Re: Parallel copy

From: Amit Kapila <amit(dot)kapila16(at)gmail(dot)com>
To: Tomas Vondra <tomas(dot)vondra(at)2ndquadrant(dot)com>
Cc: Andres Freund <andres(at)anarazel(dot)de>, Ants Aasma <ants(at)cybertec(dot)at>, Alastair Turner <minion(at)decodable(dot)me>, Thomas Munro <thomas(dot)munro(at)gmail(dot)com>, PostgreSQL Hackers <pgsql-hackers(at)lists(dot)postgresql(dot)org>
Subject: Re: Parallel copy
Date: 2020-02-26 10:54:01
Message-ID: CAA4eK1KtdjBJtyLjwFrqykBD0SQgK6JJHLmTYRooUJn08EcTCA@mail.gmail.com
Views: Raw Message | Whole Thread | Download mbox | Resend email
Thread:
Lists: pgsql-hackers

On Tue, Feb 25, 2020 at 9:30 PM Tomas Vondra
<tomas(dot)vondra(at)2ndquadrant(dot)com> wrote:
>
> On Sun, Feb 23, 2020 at 05:09:51PM -0800, Andres Freund wrote:
> >Hi,
> >
> >> The one piece of information I'm missing here is at least a very rough
> >> quantification of the individual steps of CSV processing - for example
> >> if parsing takes only 10% of the time, it's pretty pointless to start by
> >> parallelising this part and we should focus on the rest.
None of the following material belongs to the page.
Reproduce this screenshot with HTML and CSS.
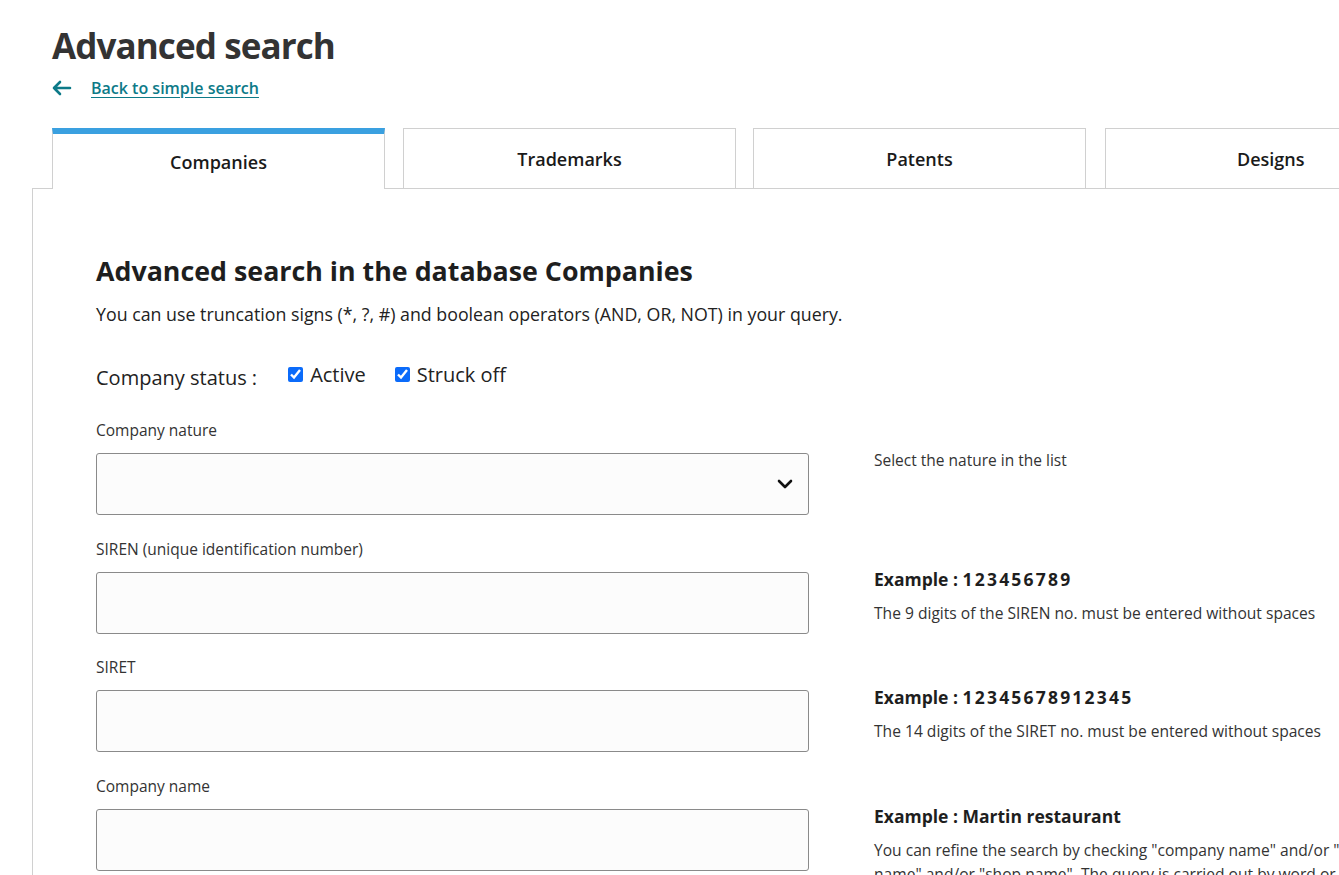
FILE: index.html
```html
<!DOCTYPE html>
<html lang="en">
<head>
<meta charset="utf-8">
<title>Advanced search</title>
<link rel="stylesheet" href="styles.css">
</head>
<body>
<div class="page">
  <header class="head">
    <h1 class="title">Advanced search</h1>
    <a class="back" href="#">
      <svg class="back-icon" width="20" height="16" viewBox="0 0 20 16"><path d="M8 2 L2 8 L8 14 M2 8 H18" fill="none" stroke="#0d7a88" stroke-width="2.6" stroke-linecap="round" stroke-linejoin="round"/></svg>
      <span>Back to simple search</span>
    </a>
  </header>
  <nav class="tabs">
    <div class="tab active">Companies</div>
    <div class="tab">Trademarks</div>
    <div class="tab">Patents</div>
    <div class="tab">Designs</div>
  </nav>
  <section class="panel">
    <h2 class="panel-title">Advanced search in the database Companies</h2>
    <p class="intro">You can use truncation signs (*, ?, #) and boolean operators (AND, OR, NOT) in your query.</p>
    <div class="status">
      <span class="status-label">Company status :</span>
      <label class="check"><input type="checkbox" checked> Active</label>
      <label class="check"><input type="checkbox" checked> Struck off</label>
    </div>
    <div class="form">
      <div class="row">
        <div class="field">
          <label class="lbl">Company nature</label>
          <div class="select">
            <svg width="16" height="10" viewBox="0 0 16 10"><path d="M2 2 L8 8 L14 2" fill="none" stroke="#111" stroke-width="2.6" stroke-linecap="round" stroke-linejoin="round"/></svg>
          </div>
        </div>
        <div class="help help-plain">Select the nature in the list</div>
      </div>
      <div class="row">
        <div class="field">
          <label class="lbl">SIREN (unique identification number)</label>
          <div class="input"></div>
        </div>
        <div class="help">
          <div class="ex">Example : <span class="num">123456789</span></div>
          <div class="desc">The 9 digits of the SIREN no. must be entered without spaces</div>
        </div>
      </div>
      <div class="row">
        <div class="field">
          <label class="lbl">SIRET</label>
          <div class="input"></div>
        </div>
        <div class="help">
          <div class="ex">Example : <span class="num">12345678912345</span></div>
          <div class="desc">The 14 digits of the SIRET no. must be entered without spaces</div>
        </div>
      </div>
      <div class="row">
        <div class="field">
          <label class="lbl">Company name</label>
          <div class="input"></div>
        </div>
        <div class="help">
          <div class="ex">Example : Martin restaurant</div>
          <div class="desc long">You can refine the search by checking "company name" and/or "trade name" and/or "shop name". The query is carried out by word or expression.</div>
        </div>
      </div>
    </div>
  </section>
</div>
</body>
</html>
```

FILE: styles.css
```css
* { box-sizing: border-box; }
html, body { margin: 0; padding: 0; }
body {
  font-family: "Open Sans", "Noto Sans", sans-serif;
  color: #1e1e1e;
  background: #fff;
  overflow: hidden;
  width: 1339px;
  height: 875px;
}
.page { padding-left: 32px; }
.head { padding-left: 20px; padding-top: 22px; }
.title {
  margin: 0;
  font-size: 35px;
  font-weight: 700;
  line-height: 47px;
  color: #333;
  letter-spacing: -0.9px;
}
.back {
  display: flex;
  align-items: center;
  gap: 19px;
  margin-top: 8px;
  color: #0d7a88;
  font-weight: 600;
  font-size: 16px;
  text-decoration: none;
  height: 22px;
}
.back span { text-decoration: underline; text-underline-offset: 3px; }
.back-icon { display: block; }
.tabs {
  display: flex;
  gap: 18px;
  padding-left: 20px;
  margin-top: 29px;
  height: 60px;
  align-items: stretch;
  position: relative;
  z-index: 1;
}
.tab {
  flex: 0 0 333px;
  border: 1px solid #d0d0d0;
  border-bottom: none;
  display: flex;
  align-items: center;
  justify-content: center;
  font-weight: 600;
  font-size: 18px;
  color: #1a1a1a;
  background: #fff;
  padding-top: 1px;
}
.tab:nth-child(3) { margin-left: -1px; }
.tab.active {
  border-top: 6px solid #3aa0e0;
  padding-top: 1px;
  height: 61px;
}
.tab:nth-child(4) { justify-content: flex-start; padding-left: 131px; margin-left: 1px; }
.panel {
  border-top: 1px solid #d0d0d0;
  border-left: 1px solid #d0d0d0;
  padding: 64px 0 0 63px;
  height: 700px;
}
.panel-title {
  margin: 0;
  font-size: 26.8px;
  font-weight: 700;
  line-height: 36px;
  color: #1e1e1e;
}
.intro {
  margin: 12px 0 0;
  font-size: 17.8px;
  line-height: 26px;
  color: #222;
}
.status {
  display: flex;
  align-items: center;
  margin-top: 33px;
  font-size: 20px;
  color: #222;
  height: 30px;
}
.status-label { margin-right: 31px; position: relative; top: 2px; }
.check {
  display: flex;
  align-items: center;
  gap: 7px;
  margin-right: 29px;
  position: relative;
  top: -1px;
}
.check input {
  margin: 0;
  width: 15px;
  height: 15px;
  accent-color: #0b6bfa;
}
.form { margin-top: 30px; }
.row {
  display: grid;
  grid-template-columns: 713px 1fr;
  column-gap: 65px;
  margin-bottom: 23.5px;
}
.lbl {
  display: block;
  font-size: 15.5px;
  line-height: 20px;
  color: #333;
  height: 33px;
}
.select, .input {
  height: 62px;
  border: 1px solid #8a8a8a;
  border-radius: 3px;
  background: #fcfcfc;
}
.select {
  display: flex;
  align-items: center;
  justify-content: flex-end;
  padding-right: 15px;
}
.select svg { display: block; }
.help { padding-top: 28px; white-space: nowrap; }
.help-plain {
  font-size: 15.5px;
  color: #333;
  line-height: 20px;
  padding-top: 30px;
}
.ex {
  font-size: 17.5px;
  font-weight: 700;
  line-height: 24px;
  color: #1e1e1e;
}
.num { letter-spacing: 2.2px; }
.desc {
  margin-top: 10px;
  font-size: 15.6px;
  line-height: 24px;
  color: #333;
}
.desc.long { white-space: normal; width: 520px; }
```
If it's 50% it
> >> might be a different story. Has anyone done any measurements?
> >
> >Not recently, but I'm pretty sure that I've observed CSV parsing to be
> >way more than 10%.
> >
>
> Perhaps. I guess it'll depend on the CSV file (number of fields, ...),
> so I still think we need to do some measurements first.
>

Agreed.

> I'm willing to
> do that, but (a) I doubt I'll have time for that until after 2020-03,
> and (b) it'd be good to agree on some set of typical CSV files.
>

Right, I don't know what is the best way to define that. I can think
of the below tests.

1. A table with 10 columns (with datatypes as integers, date, text).
It has one index (unique/primary). Load with 1 million rows (basically
the data should be probably 5-10 GB).
2. A table with 10 columns (with datatypes as integers, date, text).
It has three indexes, one index can be (unique/primary). Load with 1
million rows (basically the data should be probably 5-10 GB).
3. A table with 10 columns (with datatypes as integers, date, text).
It has three indexes, one index can be (unique/primary). It has before
and after trigeers. Load with 1 million rows (basically the data
should be probably 5-10 GB).
4. A table with 10 columns (with datatypes as integers, date, text).
It has five or six indexes, one index can be (unique/primary). Load
with 1 million rows (basically the data should be probably 5-10 GB).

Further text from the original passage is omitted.